### Given data
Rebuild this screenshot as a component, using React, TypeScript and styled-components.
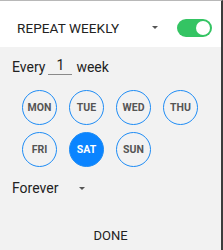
import styled, { createGlobalStyle } from "styled-components";
import { useState } from "react";

const GlobalStyle = createGlobalStyle`
  html, body {
    margin: 0;
    padding: 0;
    background: #ffffff;
  }
  body {
    font-family: Roboto, "Liberation Sans", sans-serif;
  }
`

const Panel = styled.div`
  width: 221px;
  height: 249px;
  border-top: 1px solid #b8b8b8;
  border-right: 2px solid #3c3c3c;
  background-color: #f2f2f2;
  display: flex;
  flex-direction: column;
`

const Header = styled.div`
  display: flex;
  align-items: center;
  height: 39px;
  padding: 7px 9px 0 17px;
  background-color: white;
`

const HeaderTitle = styled.div`
  flex: 1;
  font-size: 13.5px;
  color: #222;
  letter-spacing: 0.1px;
`

const Caret = styled.span<{ $gap?: number }>`
  width: 0;
  height: 0;
  border-left: 3.5px solid transparent;
  border-right: 3.5px solid transparent;
  border-top: 3.5px solid #555;
  margin-right: ${props => props.$gap ?? 0}px;
`

const Toggle = styled.button<{ $on: boolean }>`
  position: relative;
  width: 35px;
  height: 18px;
  border: none;
  padding: 0;
  border-radius: 9px;
  background-color: ${props => props.$on ? '#34c463' : '#c8c8c8'};
  cursor: pointer;

  &::after {
    content: '';
    position: absolute;
    top: 2px;
    left: ${props => props.$on ? '19px' : '2px'};
    width: 14px;
    height: 14px;
    border-radius: 50%;
    background-color: white;
  }
`

const Body = styled.div`
  flex: 1;
  display: flex;
  flex-direction: column;
  padding: 8px 0 0 12px;
`

const EveryRow = styled.div`
  display: flex;
  align-items: flex-end;
  font-size: 14px;
  color: #222;
  height: 20px;
`

const CountInput = styled.div`
  width: 24px;
  margin: 0 4px 0 3px;
  text-align: center;
  border-bottom: 1px solid #8a8a8a;
  line-height: 17px;
`

const DayGrid = styled.div`
  display: grid;
  grid-template-columns: repeat(4, 35px);
  column-gap: 12px;
  row-gap: 7px;
  margin: 15px 0 0 10px;
`

const Day = styled.button<{ $active?: boolean }>`
  width: 35px;
  height: 35px;
  border-radius: 50%;
  border: 1.5px solid #1e8cf5;
  background-color: ${props => props.$active ? '#0a84ff' : 'transparent'};
  color: ${props => props.$active ? 'white' : '#555'};
  font-family: Roboto, "Liberation Sans", sans-serif;
  font-weight: bold;
  font-size: 10.5px;
  padding: 0;
  cursor: pointer;
`

const ForeverRow = styled.div`
  display: flex;
  align-items: center;
  margin-top: 12px;
  font-size: 14px;
  color: #222;
  height: 18px;
`

const ForeverLabel = styled.span`
  width: 67px;
`

const Footer = styled.div`
  margin-top: auto;
  display: flex;
  justify-content: center;
  padding-bottom: 7px;
`

const DoneButton = styled.button`
  border: none;
  background: none;
  font-family: Roboto, "Liberation Sans", sans-serif;
  font-size: 13px;
  color: #222;
  padding: 0;
  cursor: pointer;
`

const days = ['MON', 'TUE', 'WED', 'THU', 'FRI', 'SAT', 'SUN']

const App = () => {
  const [on, setOn] = useState(true)
  const [active, setActive] = useState(5)

  return (
    <>
      <GlobalStyle />
      <Panel>
        <Header>
          <HeaderTitle>REPEAT WEEKLY</HeaderTitle>
          <Caret $gap={19} />
          <Toggle $on={on} onClick={() => setOn(!on)} />
        </Header>
        <Body>
          <EveryRow>
            Every
            <CountInput>1</CountInput>
            week
          </EveryRow>
          <DayGrid>
            {days.map((day, index) => (
              <Day
                key={day}
                $active={active === index}
                onClick={() => setActive(index)}
              >{day}</Day>
            ))}
          </DayGrid>
          <ForeverRow>
            <ForeverLabel>Forever</ForeverLabel>
            <Caret />
          </ForeverRow>
        </Body>
        <Footer>
          <DoneButton>DONE</DoneButton>
        </Footer>
      </Panel>
    </>
  )
}

export default App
######
• Goal: With the pictures left out, transcribe the material exactly.

• The reply:
Rebuild this screenshot as a component, using React, TypeScript and styled-components.
import styled, { createGlobalStyle } from "styled-components";
import { useState } from "react";

const GlobalStyle = createGlobalStyle`
  html, body {
    margin: 0;
    padding: 0;
    background: #ffffff;
  }
  body {
    font-family: Roboto, "Liberation Sans", sans-serif;
  }
`

const Panel = styled.div`
  width: 221px;
  height: 249px;
  border-top: 1px solid #b8b8b8;
  border-right: 2px solid #3c3c3c;
  background-color: #f2f2f2;
  display: flex;
  flex-direction: column;
`

const Header = styled.div`
  display: flex;
  align-items: center;
  height: 39px;
  padding: 7px 9px 0 17px;
  background-color: white;
`

const HeaderTitle = styled.div`
  flex: 1;
  font-size: 13.5px;
  color: #222;
  letter-spacing: 0.1px;
`

const Caret = styled.span<{ $gap?: number }>`
  width: 0;
  height: 0;
  border-left: 3.5px solid transparent;
  border-right: 3.5px solid transparent;
  border-top: 3.5px solid #555;
  margin-right: ${props => props.$gap ?? 0}px;
`

const Toggle = styled.button<{ $on: boolean }>`
  position: relative;
  width: 35px;
  height: 18px;
  border: none;
  padding: 0;
  border-radius: 9px;
  background-color: ${props => props.$on ? '#34c463' : '#c8c8c8'};
  cursor: pointer;

  &::after {
    content: '';
    position: absolute;
    top: 2px;
    left: ${props => props.$on ? '19px' : '2px'};
    width: 14px;
    height: 14px;
    border-radius: 50%;
    background-color: white;
  }
`

const Body = styled.div`
  flex: 1;
  display: flex;
  flex-direction: column;
  padding: 8px 0 0 12px;
`

const EveryRow = styled.div`
  display: flex;
  align-items: flex-end;
  font-size: 14px;
  color: #222;
  height: 20px;
`

const CountInput = styled.div`
  width: 24px;
  margin: 0 4px 0 3px;
  text-align: center;
  border-bottom: 1px solid #8a8a8a;
  line-height: 17px;
`

const DayGrid = styled.div`
  display: grid;
  grid-template-columns: repeat(4, 35px);
  column-gap: 12px;
  row-gap: 7px;
  margin: 15px 0 0 10px;
`

const Day = styled.button<{ $active?: boolean }>`
  width: 35px;
  height: 35px;
  border-radius: 50%;
  border: 1.5px solid #1e8cf5;
  background-color: ${props => props.$active ? '#0a84ff' : 'transparent'};
  color: ${props => props.$active ? 'white' : '#555'};
  font-family: Roboto, "Liberation Sans", sans-serif;
  font-weight: bold;
  font-size: 10.5px;
  padding: 0;
  cursor: pointer;
`

const ForeverRow = styled.div`
  display: flex;
  align-items: center;
  margin-top: 12px;
  font-size: 14px;
  color: #222;
  height: 18px;
`

const ForeverLabel = styled.span`
  width: 67px;
`

const Footer = styled.div`
  margin-top: auto;
  display: flex;
  justify-content: center;
  padding-bottom: 7px;
`

const DoneButton = styled.button`
  border: none;
  background: none;
  font-family: Roboto, "Liberation Sans", sans-serif;
  font-size: 13px;
  color: #222;
  padding: 0;
  cursor: pointer;
`

const days = ['MON', 'TUE', 'WED', 'THU', 'FRI', 'SAT', 'SUN']

const App = () => {
  const [on, setOn] = useState(true)
  const [active, setActive] = useState(5)

  return (
    <>
      <GlobalStyle />
      <Panel>
        <Header>
          <HeaderTitle>REPEAT WEEKLY</HeaderTitle>
          <Caret $gap={19} />
          <Toggle $on={on} onClick={() => setOn(!on)} />
        </Header>
        <Body>
          <EveryRow>
            Every
            <CountInput>1</CountInput>
            week
          </EveryRow>
          <DayGrid>
            {days.map((day, index) => (
              <Day
                key={day}
                $active={active === index}
                onClick={() => setActive(index)}
              >{day}</Day>
            ))}
          </DayGrid>
          <ForeverRow>
            <ForeverLabel>Forever</ForeverLabel>
            <Caret />
          </ForeverRow>
        </Body>
        <Footer>
          <DoneButton>DONE</DoneButton>
        </Footer>
      </Panel>
    </>
  )
}

export default App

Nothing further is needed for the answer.